* INFORMATION SUPPLIED:
* * * *

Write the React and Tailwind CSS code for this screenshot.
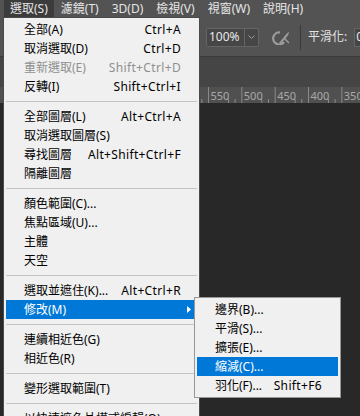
import React from "react";

const font = "font-['Noto_Sans','Noto_Sans_CJK_TC',sans-serif]";

const menuBar = ["選取(S)", "濾鏡(T)", "3D(D)", "檢視(V)", "視窗(W)", "說明(H)"];

// main dropdown: groups split by separators
const groups = [
  [
    { label: "全部(A)", key: "Ctrl+A" },
    { label: "取消選取(D)", key: "Ctrl+D" },
    { label: "重新選取(E)", key: "Shift+Ctrl+D", disabled: true },
    { label: "反轉(I)", key: "Shift+Ctrl+I" },
  ],
  [
    { label: "全部圖層(L)", key: "Alt+Ctrl+A" },
    { label: "取消選取圖層(S)" },
    { label: "尋找圖層", key: "Alt+Shift+Ctrl+F" },
    { label: "隔離圖層" },
  ],
  [
    { label: "顏色範圍(C)..." },
    { label: "焦點區域(U)..." },
    { label: "主體" },
    { label: "天空" },
  ],
  [
    { label: "選取並遮住(K)...", key: "Alt+Ctrl+R" },
    { label: "修改(M)", sub: true, active: true },
  ],
  [{ label: "連續相近色(G)" }, { label: "相近色(R)" }],
  [{ label: "變形選取範圍(T)" }],
  [{ label: "以快速遮色片模式編輯(Q)" }],
];

const subItems = [
  { label: "邊界(B)..." },
  { label: "平滑(S)..." },
  { label: "擴張(E)..." },
  { label: "縮減(C)...", active: true },
  { label: "羽化(F)...", key: "Shift+F6" },
];

function Separator() {
  return (
    <div className="h-[11px] flex items-center ml-[2px] mr-[2px]">
      <div className="h-px w-full bg-[#c4c4c4]" />
    </div>
  );
}

function MenuRow({ item }) {
  return (
    <div
      className={
        "h-[19px] flex items-center justify-between ml-[2px] mr-[5px] pl-[18px] " +
        (item.sub ? "pr-[3px] " : "pr-[13px] ") +
        (item.active ? "bg-[#0078d7] text-white" : item.disabled ? "text-[#8f8f8f]" : "text-black")
      }
    >
      <span className="whitespace-nowrap">{item.label}</span>
      {item.key && <span className="whitespace-nowrap tracking-[0.35px]">{item.key}</span>}
      {item.sub && (
        <svg width="4" height="7" viewBox="0 0 4 7">
          <path d="M0 0 L4 3.5 L0 7 Z" fill="#fff" />
        </svg>
      )}
    </div>
  );
}

function Ruler() {
  const majors = [0, 1, 2, 3, 4];
  const step = 33.33;
  return (
    <svg width="360" height="16" className="block">
      {majors.map((n) => {
        const x = 208.5 + n * step;
        return (
          <g key={n}>
            <line x1={x - 6.7} y1="12" x2={x - 6.7} y2="16" stroke="#8a8a8a" strokeWidth="1" />
            <line x1={x} y1="0" x2={x} y2="16" stroke="#8a8a8a" strokeWidth="1" />
            <line x1={x + 20} y1="12" x2={x + 20} y2="16" stroke="#8a8a8a" strokeWidth="1" />
            <text x={x + 2} y="13" fontSize="11" fill="#a8a8a8" fontFamily="Noto Sans, sans-serif">
              {550 - n * 50}
            </text>
          </g>
        );
      })}
    </svg>
  );
}

export default function App() {
  return (
    <div className={"relative w-[360px] h-[416px] overflow-hidden bg-[#282828] flex flex-col text-[12px] leading-none " + font}>
      {/* menu bar */}
      <div className="h-[18px] shrink-0 bg-[#535353] flex items-stretch pl-[4px] gap-[1px] text-[#e6e6e6]">
        {menuBar.map((m, i) => (
          <div
            key={m}
            className={"flex items-center px-[6px] whitespace-nowrap " + (i === 0 ? "bg-[#3c3c3c]" : "")}
          >
            {m}
          </div>
        ))}
      </div>

      {/* options bar */}
      <div className="h-[39px] shrink-0 bg-[#535353] border-b border-[#3a3a3a] flex items-center pl-[206px] overflow-hidden">
        <div className="h-[19px] w-[53px] shrink-0 flex items-stretch border border-[#656565] bg-[#464646] rounded-[2px]">
          <div className="flex-1 flex items-center pl-[2px] text-[#e8e8e8]">100%</div>
          <div className="w-[14px] border-l border-[#656565] flex items-center justify-center">
            <svg width="7" height="4" viewBox="0 0 7 4">
              <path d="M0.5 0.5 L3.5 3.5 L6.5 0.5" fill="none" stroke="#a0a0a0" strokeWidth="1" />
            </svg>
          </div>
        </div>
        <svg width="19" height="15" viewBox="0 0 19 15" className="ml-[12px] shrink-0">
          <path d="M9 2.5 A6 6 0 1 0 13 12" fill="none" stroke="#9c9c9c" strokeWidth="2.2" />
          <path d="M8 13 L15 4.5 L17.5 2 L18 3 L16.5 6 L10 13.5 Z" fill="#9c9c9c" />
          <path d="M13 8 L18 13" stroke="#9c9c9c" strokeWidth="1.5" />
        </svg>
        <div className="ml-[10px] w-px h-[25px] shrink-0 bg-[#3a3a3a]" />
        <span className="ml-[7px] shrink-0 text-[#e2e2e2] whitespace-nowrap">平滑化:</span>
        <div className="ml-[7px] h-[19px] w-[40px] shrink-0 border border-[#656565] bg-[#464646] flex items-center pl-[1px] text-[#e8e8e8]">
          0
        </div>
      </div>

      {/* document tab strip */}
      <div className="h-[30px] shrink-0 bg-[#454545]" />

      {/* ruler */}
      <div className="h-[16px] shrink-0 bg-[#505050]">
        <Ruler />
      </div>

      {/* canvas */}
      <div className="flex-1 bg-[#282828]" />

      {/* select menu dropdown */}
      <div className="absolute left-[3px] top-[17px] w-[197px] h-[420px] bg-[#f0f0f0] border-x border-t border-[#4a4a4a] pt-[2px]">
        {groups.map((g, gi) => (
          <React.Fragment key={gi}>
            {gi > 0 && <Separator />}
            {g.map((item) => (
              <MenuRow key={item.label} item={item} />
            ))}
          </React.Fragment>
        ))}
      </div>

      {/* modify submenu */}
      <div className="absolute left-[194px] top-[297px] w-[147px] bg-[#f0f0f0] border border-[#979797] py-[2px]">
        {subItems.map((item) => (
          <div
            key={item.label}
            className={
              "h-[19px] mx-[2px] pl-[18px] pr-[16px] flex items-center justify-between " +
              (item.active ? "bg-[#0078d7] text-white" : "text-black")
            }
          >
            <span className="whitespace-nowrap">{item.label}</span>
            {item.key && <span className="whitespace-nowrap tracking-[0.35px]">{item.key}</span>}
          </div>
        ))}
      </div>
    </div>
  );
}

* * * *

* STATED PROBLEM: Copy out each line word for word, please, skipping the images.

* THE RESPONSE:
Write the React and Tailwind CSS code for this screenshot.
import React from "react";

const font = "font-['Noto_Sans','Noto_Sans_CJK_TC',sans-serif]";

const menuBar = ["選取(S)", "濾鏡(T)", "3D(D)", "檢視(V)", "視窗(W)", "說明(H)"];

// main dropdown: groups split by separators
const groups = [
  [
    { label: "全部(A)", key: "Ctrl+A" },
    { label: "取消選取(D)", key: "Ctrl+D" },
    { label: "重新選取(E)", key: "Shift+Ctrl+D", disabled: true },
    { label: "反轉(I)", key: "Shift+Ctrl+I" },
  ],
  [
    { label: "全部圖層(L)", key: "Alt+Ctrl+A" },
    { label: "取消選取圖層(S)" },
    { label: "尋找圖層", key: "Alt+Shift+Ctrl+F" },
    { label: "隔離圖層" },
  ],
  [
    { label: "顏色範圍(C)..." },
    { label: "焦點區域(U)..." },
    { label: "主體" },
    { label: "天空" },
  ],
  [
    { label: "選取並遮住(K)...", key: "Alt+Ctrl+R" },
    { label: "修改(M)", sub: true, active: true },
  ],
  [{ label: "連續相近色(G)" }, { label: "相近色(R)" }],
  [{ label: "變形選取範圍(T)" }],
  [{ label: "以快速遮色片模式編輯(Q)" }],
];

const subItems = [
  { label: "邊界(B)..." },
  { label: "平滑(S)..." },
  { label: "擴張(E)..." },
  { label: "縮減(C)...", active: true },
  { label: "羽化(F)...", key: "Shift+F6" },
];

function Separator() {
  return (
    <div className="h-[11px] flex items-center ml-[2px] mr-[2px]">
      <div className="h-px w-full bg-[#c4c4c4]" />
    </div>
  );
}

function MenuRow({ item }) {
  return (
    <div
      className={
        "h-[19px] flex items-center justify-between ml-[2px] mr-[5px] pl-[18px] " +
        (item.sub ? "pr-[3px] " : "pr-[13px] ") +
        (item.active ? "bg-[#0078d7] text-white" : item.disabled ? "text-[#8f8f8f]" : "text-black")
      }
    >
      <span className="whitespace-nowrap">{item.label}</span>
      {item.key && <span className="whitespace-nowrap tracking-[0.35px]">{item.key}</span>}
      {item.sub && (
        <svg width="4" height="7" viewBox="0 0 4 7">
          <path d="M0 0 L4 3.5 L0 7 Z" fill="#fff" />
        </svg>
      )}
    </div>
  );
}

function Ruler() {
  const majors = [0, 1, 2, 3, 4];
  const step = 33.33;
  return (
    <svg width="360" height="16" className="block">
      {majors.map((n) => {
        const x = 208.5 + n * step;
        return (
          <g key={n}>
            <line x1={x - 6.7} y1="12" x2={x - 6.7} y2="16" stroke="#8a8a8a" strokeWidth="1" />
            <line x1={x} y1="0" x2={x} y2="16" stroke="#8a8a8a" strokeWidth="1" />
            <line x1={x + 20} y1="12" x2={x + 20} y2="16" stroke="#8a8a8a" strokeWidth="1" />
            <text x={x + 2} y="13" fontSize="11" fill="#a8a8a8" fontFamily="Noto Sans, sans-serif">
              {550 - n * 50}
            </text>
          </g>
        );
      })}
    </svg>
  );
}

export default function App() {
  return (
    <div className={"relative w-[360px] h-[416px] overflow-hidden bg-[#282828] flex flex-col text-[12px] leading-none " + font}>
      {/* menu bar */}
      <div className="h-[18px] shrink-0 bg-[#535353] flex items-stretch pl-[4px] gap-[1px] text-[#e6e6e6]">
        {menuBar.map((m, i) => (
          <div
            key={m}
            className={"flex items-center px-[6px] whitespace-nowrap " + (i === 0 ? "bg-[#3c3c3c]" : "")}
          >
            {m}
          </div>
        ))}
      </div>

      {/* options bar */}
      <div className="h-[39px] shrink-0 bg-[#535353] border-b border-[#3a3a3a] flex items-center pl-[206px] overflow-hidden">
        <div className="h-[19px] w-[53px] shrink-0 flex items-stretch border border-[#656565] bg-[#464646] rounded-[2px]">
          <div className="flex-1 flex items-center pl-[2px] text-[#e8e8e8]">100%</div>
          <div className="w-[14px] border-l border-[#656565] flex items-center justify-center">
            <svg width="7" height="4" viewBox="0 0 7 4">
              <path d="M0.5 0.5 L3.5 3.5 L6.5 0.5" fill="none" stroke="#a0a0a0" strokeWidth="1" />
            </svg>
          </div>
        </div>
        <svg width="19" height="15" viewBox="0 0 19 15" className="ml-[12px] shrink-0">
          <path d="M9 2.5 A6 6 0 1 0 13 12" fill="none" stroke="#9c9c9c" strokeWidth="2.2" />
          <path d="M8 13 L15 4.5 L17.5 2 L18 3 L16.5 6 L10 13.5 Z" fill="#9c9c9c" />
          <path d="M13 8 L18 13" stroke="#9c9c9c" strokeWidth="1.5" />
        </svg>
        <div className="ml-[10px] w-px h-[25px] shrink-0 bg-[#3a3a3a]" />
        <span className="ml-[7px] shrink-0 text-[#e2e2e2] whitespace-nowrap">平滑化:</span>
        <div className="ml-[7px] h-[19px] w-[40px] shrink-0 border border-[#656565] bg-[#464646] flex items-center pl-[1px] text-[#e8e8e8]">
          0
        </div>
      </div>

      {/* document tab strip */}
      <div className="h-[30px] shrink-0 bg-[#454545]" />

      {/* ruler */}
      <div className="h-[16px] shrink-0 bg-[#505050]">
        <Ruler />
      </div>

      {/* canvas */}
      <div className="flex-1 bg-[#282828]" />

      {/* select menu dropdown */}
      <div className="absolute left-[3px] top-[17px] w-[197px] h-[420px] bg-[#f0f0f0] border-x border-t border-[#4a4a4a] pt-[2px]">
        {groups.map((g, gi) => (
          <React.Fragment key={gi}>
            {gi > 0 && <Separator />}
            {g.map((item) => (
              <MenuRow key={item.label} item={item} />
            ))}
          </React.Fragment>
        ))}
      </div>

      {/* modify submenu */}
      <div className="absolute left-[194px] top-[297px] w-[147px] bg-[#f0f0f0] border border-[#979797] py-[2px]">
        {subItems.map((item) => (
          <div
            key={item.label}
            className={
              "h-[19px] mx-[2px] pl-[18px] pr-[16px] flex items-center justify-between " +
              (item.active ? "bg-[#0078d7] text-white" : "text-black")
            }
          >
            <span className="whitespace-nowrap">{item.label}</span>
            {item.key && <span className="whitespace-nowrap tracking-[0.35px]">{item.key}</span>}
          </div>
        ))}
      </div>
    </div>
  );
}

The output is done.